I found that this was a book I read at my leisure, relishing the fact that I could dip in and out of this between other books and become immersed in details of fact and fable, learn details about fox hunting and hunt saboteurs that I had little knowledge about. Such was the interest that I had in this book, I regularly paused reading to discuss points with my husband… An absolutely fascinating read and one that has changed my perception of foxes…
Do take a look at the excellent interview with Lucy Jones on Linda’s Book Bag too.
With thanks to Elliott and Thompson, I’m delighted to offer one lucky reader (UK only) the chance to win a paperback copy of Foxes Unearthed.

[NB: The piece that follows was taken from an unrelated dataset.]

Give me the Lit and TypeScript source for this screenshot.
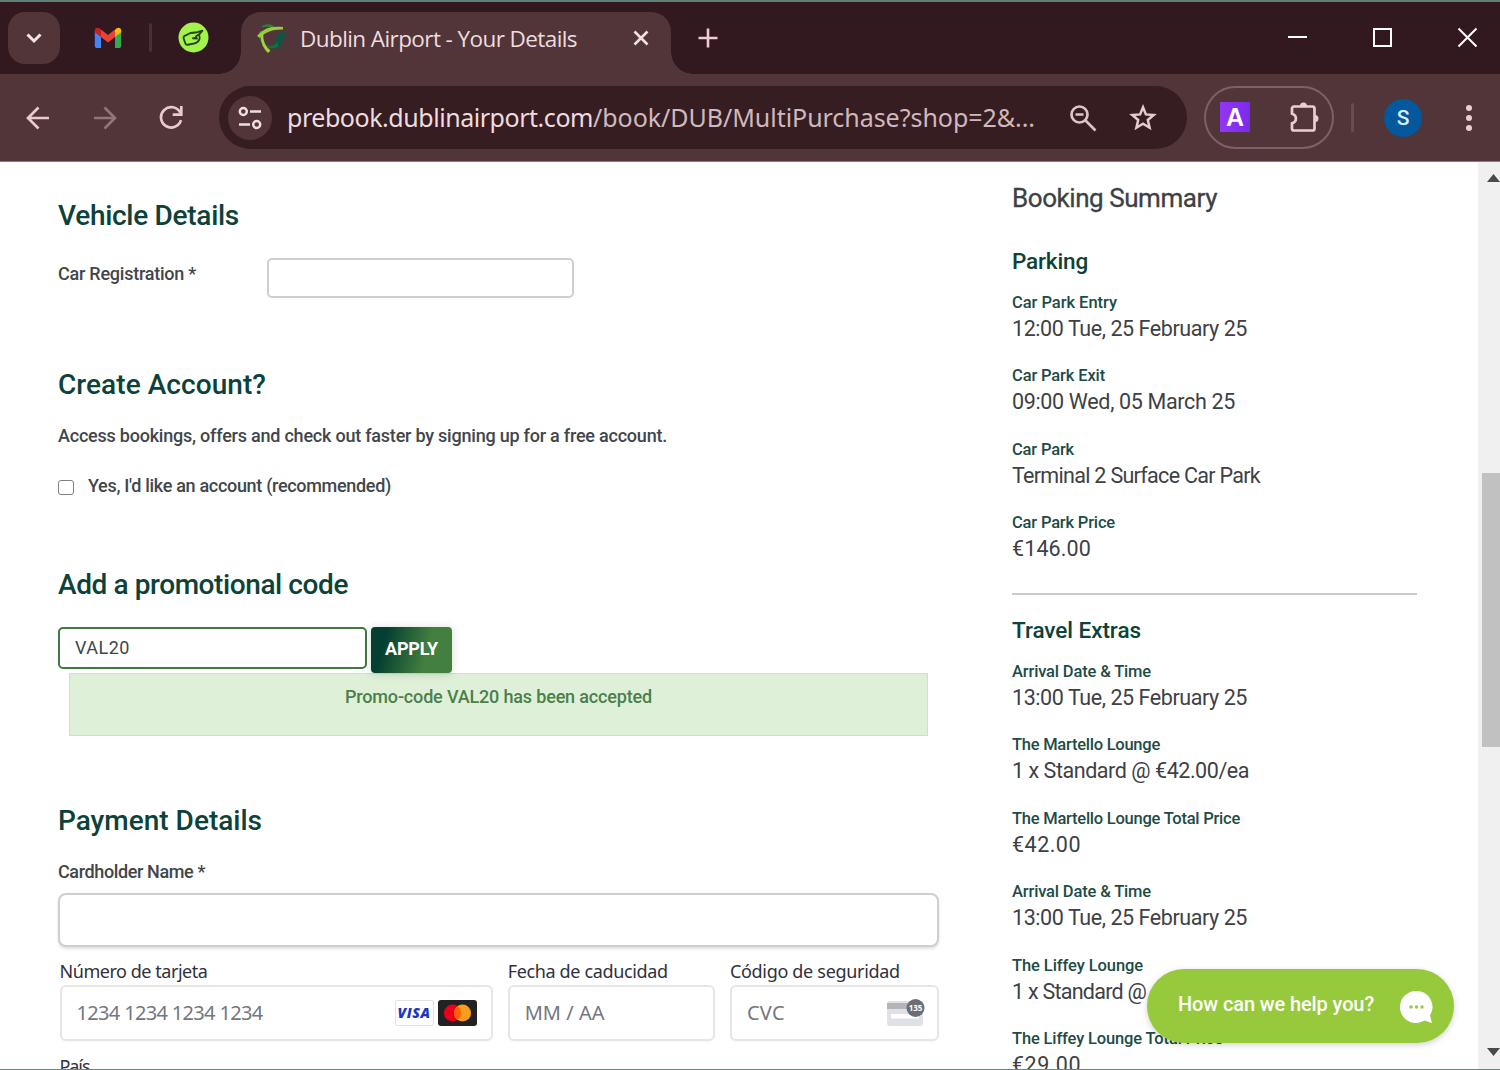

Here’s the rafflecopter for entry:
(The winner will be announced on Twitter and contacted by email, and a reply will be needed within three days. If not, the prize will be forfeited and a new winner drawn.)
And I’d now like to extend my brief a little, while mentioning Elliott & Thompson and their beautiful books, and draw attention to the latest in their anthologies for the changing seasons. Winter was published in October 2016, with its glorious cover following the same theme as the excellent Autumn which I reviewed here on Being Anne back in September. I’d highly recommend this beautiful series, edited by Melissa Harrison, to everyone – again, particularly to those with a love of the natural world, but also to those who might just enjoy an eclectic mix of writing, prose and poetry, on a single theme (and so much more than “snow”).
Dipping into Winter, I loved the juxtaposition of a Coleridge sonnet with the wonderful descriptive writing of Annie Worsley, an extract from Bleak House followed by another from the 1783 Naturalist’s Journal, Kate Blincoe’s stunning piece on observing a murmuration of starlings, perfectly chosen poems like Thomas Hardy’s The Darkling Thrush and a wonderfully atmospheric piece from Nakul Krishna. You’ll find your own favourites – and a book from this series would make a quite perfect gift.
My thanks to Alison Menzies for inviting me to join this tour and sorting out the giveaway – and for sending me copies of these lovely books.